● Stated goal
Search the material for the string "React", then report how many lines hold it, with no other text.

--------------------------------

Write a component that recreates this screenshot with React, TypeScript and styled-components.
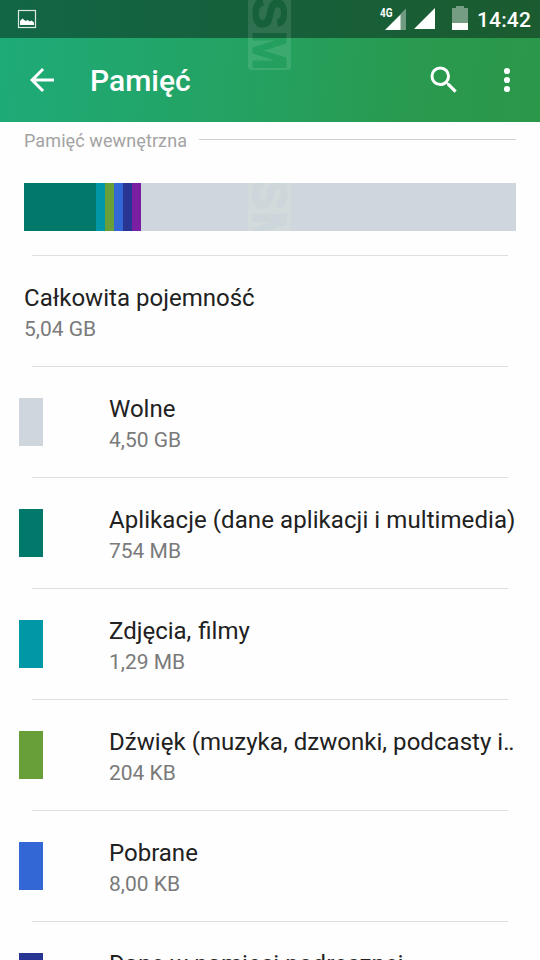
import React from "react";
import styled, { createGlobalStyle } from "styled-components";

const GlobalStyle = createGlobalStyle`
  * { box-sizing: border-box; }
  html, body { margin: 0; height: 960px; overflow: hidden; background: #fefefe; }
  body { font-family: Roboto, "Noto Sans", sans-serif; }
`;

const Screen = styled.div`
  position: relative;
  width: 540px;
  height: 960px;
  overflow: hidden;
  background: #fefefe;
`;

const Header = styled.header`
  position: relative;
  height: 122px;
  background: linear-gradient(96deg, #1eab78 0%, #24a262 45%, #299a50 75%, #2b9749 100%);
`;

const StatusBar = styled.div`
  display: flex;
  align-items: flex-start;
  height: 38px;
  padding-right: 9px;
  background: linear-gradient(90deg, #126645 0%, #16603b 50%, #1b5b2f 100%);
`;

const PhotoIcon = styled.svg`
  margin: 9px auto 0 17px;
`;

const SignalIcons = styled.svg`
  width: 92px;
  height: 38px;
`;

const Clock = styled.span`
  width: 54px;
  margin-left: 7px;
  padding-top: 1px;
  color: #fff;
  font-size: 21px;
  font-weight: 500;
  letter-spacing: 0.15px;
  line-height: 38px;
  white-space: nowrap;
`;

const Toolbar = styled.div`
  display: flex;
  align-items: center;
  height: 84px;
  padding: 0 15px 0 24px;
`;

const Title = styled.h1`
  flex: 1;
  margin: 2px 0 0 30px;
  color: #fff;
  font-size: 30px;
  font-weight: 500;
  line-height: 36px;
`;

const ToolIcon = styled.svg<{ $gap?: number }>`
  width: 36px;
  height: 36px;
  margin-left: ${(p) => p.$gap ?? 0}px;
  fill: #fff;
`;

const Section = styled.div`
  display: flex;
  align-items: center;
  height: 37px;
  padding: 0 24px;
  gap: 12px;
`;

const SectionLabel = styled.span`
  color: #a3a3a3;
  font-size: 18px;
  letter-spacing: 0.1px;
  line-height: 24px;
`;

const SectionRule = styled.span`
  flex: 1;
  height: 1px;
  margin-bottom: 3px;
  background: #d0d0d0;
`;

const UsageBar = styled.div`
  position: relative;
  display: flex;
  height: 48px;
  margin: 24px 24px 24px;
  overflow: hidden;
  background: #cfd6dd;
`;

const Segment = styled.span<{ $width: number; $color: string }>`
  width: ${(p) => p.$width}px;
  background: ${(p) => p.$color};
`;

const Divider = styled.div`
  height: 1px;
  margin: 0 32px;
  background: #dfdfdf;
`;

const Row = styled.div`
  display: flex;
  align-items: center;
  height: 110px;
  padding: 0 24px 0 19px;
`;

const Swatch = styled.span<{ $color: string }>`
  flex: none;
  width: 24px;
  height: 48px;
  margin-right: 66px;
  background: ${(p) => p.$color};
`;

const RowText = styled.div<{ $flush?: boolean }>`
  min-width: 0;
  padding-top: 5px;
  padding-left: ${(p) => (p.$flush ? 5 : 0)}px;
`;

const Name = styled.div<{ $tracking?: number }>`
  color: #212121;
  font-size: 24px;
  letter-spacing: ${(p) => p.$tracking ?? 0}px;
  word-spacing: ${(p) => (p.$tracking ? 0 : 1)}px;
  line-height: 32px;
  white-space: nowrap;
`;

const Dots = styled.span`
  letter-spacing: -1.2px;
`;

const Amount = styled.div`
  color: #7a7a7a;
  font-size: 21px;
  line-height: 31px;
`;

const Stamp = styled.svg<{ $x: number; $y: number }>`
  position: absolute;
  left: ${(p) => p.$x}px;
  top: ${(p) => p.$y}px;
  width: 43px;
  height: 74px;
`;

const segments = [
  { width: 72, color: "#00796b" },
  { width: 9, color: "#0097a7" },
  { width: 9, color: "#689f38" },
  { width: 9, color: "#3367d6" },
  { width: 9, color: "#283593" },
  { width: 9, color: "#7b1fa2" },
];

interface StorageRow {
  name: string;
  amount: string;
  color: string;
  tracking?: number;
  clipped?: boolean;
}

const rows: StorageRow[] = [
  { name: "Wolne", amount: "4,50 GB", color: "#cfd6dd" },
  { name: "Aplikacje (dane aplikacji i multimedia)", amount: "754 MB", color: "#00796b", tracking: 0.08 },
  { name: "Zdjęcia, filmy", amount: "1,29 MB", color: "#0097a7" },
  { name: "Dźwięk (muzyka, dzwonki, podcasty i", amount: "204 KB", color: "#689f38", tracking: 0.04, clipped: true },
  { name: "Pobrane", amount: "8,00 KB", color: "#3367d6" },
  { name: "Dane w pamięci podręcznej", amount: "", color: "#283593", tracking: 0.07 },
];

interface SmStampProps {
  x: number;
  y: number;
  box: string;
  ink: string;
}

function SmStamp({ x, y, box, ink }: SmStampProps) {
  const id = `stamp-${x}`;
  const letters = (fill: string) => (
    <g
      fill={fill}
      stroke={fill}
      strokeWidth="1.2"
      strokeLinejoin="round"
      fontFamily="Liberation Sans, sans-serif"
      fontWeight="700"
      fontSize="48"
    >
      <text transform="translate(5 -3) rotate(90)" textLength="32" lengthAdjust="spacingAndGlyphs">S</text>
      <text transform="translate(5 30.5) rotate(90)" textLength="40" lengthAdjust="spacingAndGlyphs">M</text>
    </g>
  );
  return (
    <Stamp $x={x} $y={y} viewBox="0 0 43 74">
      <mask id={id} maskUnits="userSpaceOnUse" x="0" y="-10" width="43" height="90">
        <rect y="-10" width="43" height="80" rx="3" fill="#fff" />
        {letters("#000")}
      </mask>
      <rect y="-10" width="43" height="80" rx="3" fill={box} mask={`url(#${id})`} />
      {letters(ink)}
    </Stamp>
  );
}

export default function App() {
  return (
    <Screen>
      <GlobalStyle />
      <Header>
        <StatusBar>
          <PhotoIcon width="20" height="20" viewBox="0 0 20 20">
            <rect x="1.5" y="1.5" width="17" height="17" fill="none" stroke="#dce9e3" strokeWidth="1.2" />
            <path d="M3 16v-4l2.5-2.5L8.5 12l2.5-1 1.5 1.5 2-1 2.5 2v2.500z" fill="#fff" />
          </PhotoIcon>
          <SignalIcons viewBox="378 0 92 38">
            <text x="380" y="16.5" fill="#fff" fontFamily="Roboto, sans-serif" fontSize="12" fontWeight="700" textLength="12.5" lengthAdjust="spacingAndGlyphs">4G</text>
            <path d="M400 14.5 406 8.5V30h-6z" fill="#fff" fillOpacity=".38" />
            <path d="M385 30 400.5 14.5V30z" fill="#fff" />
            <path d="M414 29 435 8v21z" fill="#fff" />
            <path d="M452 8h4V6h8v2h4v15h-16z" fill="#fff" fillOpacity=".4" />
            <path d="M452 23h16v7h-16z" fill="#fff" />
          </SignalIcons>
          <Clock>14:42</Clock>
        </StatusBar>
        <Toolbar>
          <ToolIcon viewBox="0 0 24 24">
            <path d="M20 11H7.83l5.59-5.59L12 4l-8 8 8 8 1.41-1.41L7.83 13H20v-2z" />
          </ToolIcon>
          <Title>Pamięć</Title>
          <ToolIcon viewBox="0 0 24 24">
            <path d="M15.5 14h-.79l-.28-.27A6.47 6.47 0 0 0 16 9.5 6.5 6.5 0 1 0 9.5 16c1.61 0 3.09-.59 4.23-1.57l.27.28v.79l5 4.99L20.49 19l-4.99-5zm-6 0C7.01 14 5 11.99 5 9.5S7.01 5 9.5 5 14 7.01 14 9.5 11.99 14 9.5 14z" />
          </ToolIcon>
          <ToolIcon viewBox="0 0 24 24" $gap={27}>
            <circle cx="12" cy="6" r="2.05" />
            <circle cx="12" cy="12" r="2.05" />
            <circle cx="12" cy="18" r="2.05" />
          </ToolIcon>
        </Toolbar>
        <SmStamp x={248} y={0} box="rgba(255,255,255,.11)" ink="rgba(30,140,80,.03)" />
      </Header>
      <Section>
        <SectionLabel>Pamięć wewnętrzna</SectionLabel>
        <SectionRule />
      </Section>
      <UsageBar>
        {segments.map((s) => (
          <Segment key={s.color} $width={s.width} $color={s.color} />
        ))}
        <SmStamp x={224} y={-2} box="#d2dadc" ink="#cdd6da" />
      </UsageBar>
      <Divider />
      <Row>
        <RowText $flush>
          <Name $tracking={0.02}>Całkowita pojemność</Name>
          <Amount>5,04 GB</Amount>
        </RowText>
      </Row>
      {rows.map((row) => (
        <React.Fragment key={row.name}>
          <Divider />
          <Row>
            <Swatch $color={row.color} />
            <RowText>
              <Name $tracking={row.tracking}>
                {row.name}
                {row.clipped && <Dots>..</Dots>}
              </Name>
              <Amount>{row.amount || "\u00a0"}</Amount>
            </RowText>
          </Row>
        </React.Fragment>
      ))}
    </Screen>
  );
}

--------------------------------

● Output below
4